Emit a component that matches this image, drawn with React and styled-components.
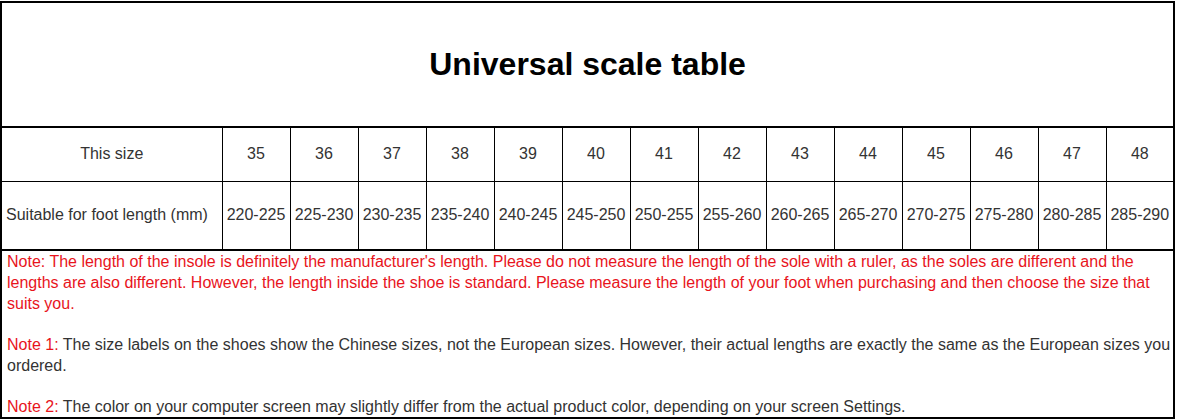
import React from "react";
import styled, { createGlobalStyle } from "styled-components";

const Global = createGlobalStyle`
  html, body { margin: 0; padding: 0; background: #fff; }
  body { font-family: "Liberation Sans", Arial, sans-serif; }
`;

const Page = styled.div`
  padding-top: 1px;
`;

const Table = styled.table`
  width: 1175px;
  border-collapse: collapse;
  table-layout: fixed;
  border: 2px solid #000;
  font-family: "Liberation Sans", Arial, sans-serif;
`;

const TitleCell = styled.td`
  height: 123px;
  padding: 0;
  text-align: center;
  vertical-align: middle;
  font-size: 32px;
  font-weight: bold;
  color: #000;
  border: 1px solid #000;
  border-bottom-width: 2px;
`;

const Cell = styled.td`
  height: ${(p) => p.$h}px;
  padding: 0 ${(p) => (p.$label ? "4px" : "0")};
  text-align: ${(p) => (p.$left ? "left" : "center")};
  vertical-align: middle;
  font-size: 16px;
  color: #333;
  border: 1px solid #000;
  white-space: nowrap;
  box-sizing: border-box;
`;

const NotesCell = styled.td`
  height: 166px;
  padding: 0 1px 0 5px;
  vertical-align: top;
  font-size: 16px;
  line-height: 21px;
  color: #333;
  border: 1px solid #000;
  border-top-width: 2px;
  overflow: hidden;
`;

const NotesBox = styled.div`
  height: 165px;
  overflow: hidden;
`;

const Para = styled.p`
  margin: 0 0 20px;
  color: ${(p) => (p.$red ? "#e8141c" : "#333")};
`;

const Red = styled.span`
  color: #e8141c;
`;

const sizes = [35, 36, 37, 38, 39, 40, 41, 42, 43, 44, 45, 46, 47, 48];

export default function App() {
  return (
    <Page>
      <Global />
      <Table>
        <colgroup>
          <col style={{ width: 221 }} />
          {sizes.map((s) => (
            <col key={s} style={{ width: 68 }} />
          ))}
        </colgroup>
        <tbody>
          <tr>
            <TitleCell colSpan={15}>Universal scale table</TitleCell>
          </tr>
          <tr>
            <Cell $h={54}>This size</Cell>
            {sizes.map((s) => (
              <Cell key={s} $h={54}>{s}</Cell>
            ))}
          </tr>
          <tr>
            <Cell $h={69} $left $label>Suitable for foot length (mm)</Cell>
            {sizes.map((s) => {
              const a = 220 + (s - 35) * 5;
              return (
                <Cell key={s} $h={69}>
                  {a}-{a + 5}
                </Cell>
              );
            })}
          </tr>
          <tr>
            <NotesCell colSpan={15}>
              <NotesBox>
                <Para $red>
                  Note: The length of the insole is definitely the manufacturer's length. Please do not measure the length of the sole with a ruler, as the soles are different and the lengths are also different. However, the length inside the shoe is standard. Please measure the length of your foot when purchasing and then choose the size that suits you.
                </Para>
                <Para>
                  <Red>Note 1:</Red> The size labels on the shoes show the Chinese sizes, not the European sizes. However, their actual lengths are exactly the same as the European sizes you ordered.
                </Para>
                <Para>
                  <Red>Note 2:</Red> The color on your computer screen may slightly differ from the actual product color, depending on your screen Settings.
                </Para>
              </NotesBox>
            </NotesCell>
          </tr>
        </tbody>
      </Table>
    </Page>
  );
}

********************

WRITTEN REQUEST
Provide only the count of lines in the material above that hold the word "React".

SOLUTION TO THIS TASK
2